International Relations as any other sphere of humanities deal with the process of narration and different discourses (systems of thought which shape our understanding of the world; texts consisting of coherent sentences and organized in a logical way).  Case studies, reports, other forms of professional written and oral communication can be described as various types of narrative. in postmodern social sciences the interest to discourse and narration became fundamental as it is a universal tool to understand and analyze key topics and events in sciences, humanities, politics and art. 

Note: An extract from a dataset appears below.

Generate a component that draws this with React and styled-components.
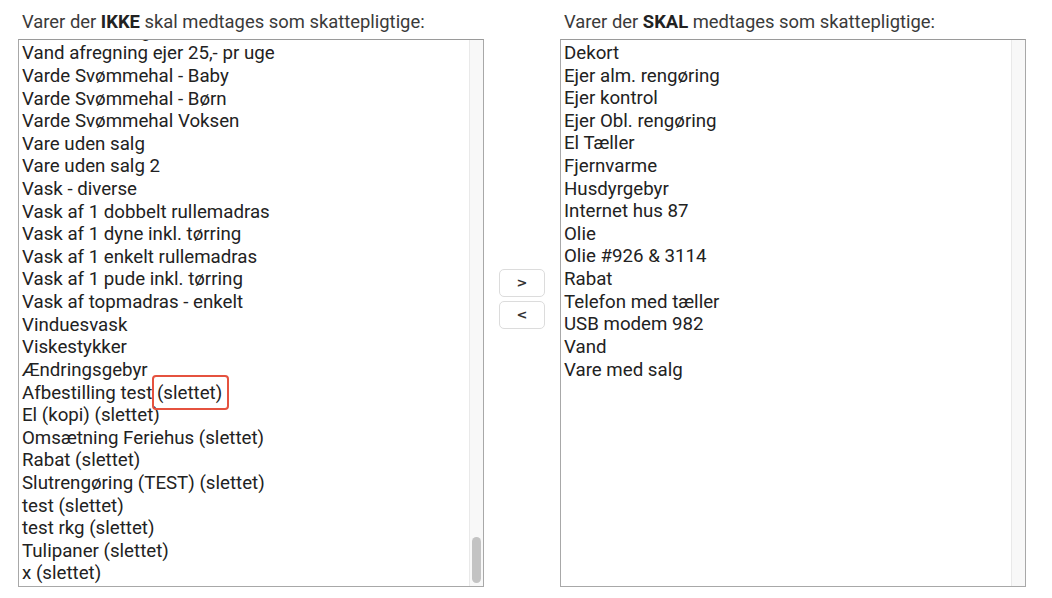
import React from "react";
import styled, { createGlobalStyle } from "styled-components";

const Global = createGlobalStyle`
  html, body { margin: 0; padding: 0; background: #fff; }
  body { font-family: Roboto, "Liberation Sans", Arial, sans-serif; color: #222; }
`;

const Page = styled.div`
  display: flex;
  align-items: center;
  padding: 10px 26px 0 18px;
  width: 1052px;
  box-sizing: border-box;
`;

const Column = styled.div`
  display: flex;
  flex-direction: column;
  width: 466px;
`;

const Title = styled.div`
  font-size: 18.4px;
  line-height: 23px;
  color: #3a3a3a;
  padding-left: 4px;
  margin-bottom: 6px;
  white-space: nowrap;
  b { font-weight: 700; color: #222; }
`;

const ListBox = styled.div`
  display: flex;
  height: 548px;
  border: 1px solid #a8a8a8;
  border-top-color: #9a9a9a;
  box-sizing: border-box;
  background: #fff;
`;

const Items = styled.div`
  flex: 1;
  display: flex;
  flex-direction: column;
  justify-content: ${(p) => (p.$bottom ? "flex-end" : "flex-start")};
  overflow: hidden;
  padding: ${(p) => (p.$bottom ? "0 0 1px 3px" : "2px 0 0 3px")};
`;

const Item = styled.div`
  flex: none;
  font-size: 18.7px;
  line-height: 22.62px;
  height: 22.62px;
  white-space: nowrap;
  color: #222;
`;

const Track = styled.div`
  width: 14px;
  flex: none;
  background: #f8f8f8;
  border-left: 1px solid #e9e9e9;
  display: flex;
  flex-direction: column;
  align-items: center;
  padding-bottom: 3px;
  box-sizing: border-box;
`;

const Thumb = styled.div`
  margin-top: auto;
  width: 9px;
  height: 46px;
  border-radius: 5px;
  background: #c3c3c3;
`;

const Middle = styled.div`
  width: 76px;
  display: flex;
  flex-direction: column;
  align-items: center;
  gap: 4px;
`;

const MoveButton = styled.button`
  width: 46px;
  height: 28px;
  background: #fff;
  border: 1px solid #dcdcdc;
  border-radius: 5px;
  font-family: "DejaVu Sans", "Liberation Sans", sans-serif;
  font-size: 13px;
  font-weight: 700;
  color: #333;
  padding: 0;
  display: flex;
  align-items: center;
  justify-content: center;
`;

const Highlight = styled.span`
  position: relative;
  &::after {
    content: "";
    position: absolute;
    left: -5px;
    right: -7px;
    top: -7px;
    bottom: -6px;
    border: 2px solid #e5523f;
    border-radius: 4px;
    pointer-events: none;
  }
`;

const leftItems = [
  "Vand aflæsning",
  "Vand afregning ejer 25,- pr uge",
  "Varde Svømmehal - Baby",
  "Varde Svømmehal - Børn",
  "Varde Svømmehal Voksen",
  "Vare uden salg",
  "Vare uden salg 2",
  "Vask - diverse",
  "Vask af 1 dobbelt rullemadras",
  "Vask af 1 dyne inkl. tørring",
  "Vask af 1 enkelt rullemadras",
  "Vask af 1 pude inkl. tørring",
  "Vask af topmadras - enkelt",
  "Vinduesvask",
  "Viskestykker",
  "Ændringsgebyr",
  "__HIGHLIGHT__",
  "El (kopi) (slettet)",
  "Omsætning Feriehus (slettet)",
  "Rabat (slettet)",
  "Slutrengøring (TEST) (slettet)",
  "test (slettet)",
  "test rkg (slettet)",
  "Tulipaner (slettet)",
  "x (slettet)",
];

const rightItems = [
  "Dekort",
  "Ejer alm. rengøring",
  "Ejer kontrol",
  "Ejer Obl. rengøring",
  "El Tæller",
  "Fjernvarme",
  "Husdyrgebyr",
  "Internet hus 87",
  "Olie",
  "Olie #926 & 3114",
  "Rabat",
  "Telefon med tæller",
  "USB modem 982",
  "Vand",
  "Vare med salg",
];

export default function App() {
  return (
    <>
      <Global />
      <Page>
        <Column>
          <Title>
            Varer der <b>IKKE</b> skal medtages som skattepligtige:
          </Title>
          <ListBox>
            <Items $bottom>
              {leftItems.map((t, i) =>
                t === "__HIGHLIGHT__" ? (
                  <Item key={i}>
                    Afbestilling test <Highlight>(slettet)</Highlight>
                  </Item>
                ) : (
                  <Item key={i}>{t}</Item>
                )
              )}
            </Items>
            <Track>
              <Thumb />
            </Track>
          </ListBox>
        </Column>
        <Middle>
          <MoveButton>&gt;</MoveButton>
          <MoveButton>&lt;</MoveButton>
        </Middle>
        <Column>
          <Title>
            Varer der <b>SKAL</b> medtages som skattepligtige:
          </Title>
          <ListBox>
            <Items>
              {rightItems.map((t, i) => (
                <Item key={i}>{t}</Item>
              ))}
            </Items>
            <Track />
          </ListBox>
        </Column>
      </Page>
    </>
  );
}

In their future professional life students of International Relations will often take on a role of narrators, which implies not only the knowledge of how to write different texts (e.g. how to draw up documents or write scholarly articles) but also the understanding of the fact how narrative discourses that aim at producing stories function. It is an intrinsic feature of human mind that we perceive everything as sequence of events, i.e. as stories. But these stories presented in the mass media, reports of governmental and non-governmental organizations and scholarly works might be biased or very subjective in their interpretation of facts, and collective memory might treat certain historical events and personalities as something legendary and sacred, that is to say, something above criticism. Thus, when it comes to decision-making under such circumstances international lawyers will have to single out undeniable facts in the narratives created by manipulative narrators. Among other aspects of discourse and narrative studies this course will teach how to identify biased language and manipulative techniques in narration. 

The course will focus on written and oral speech, academic, non-fiction and fiction texts both theoretically and practically. Students will develop their practical skills in creating narratives of various types.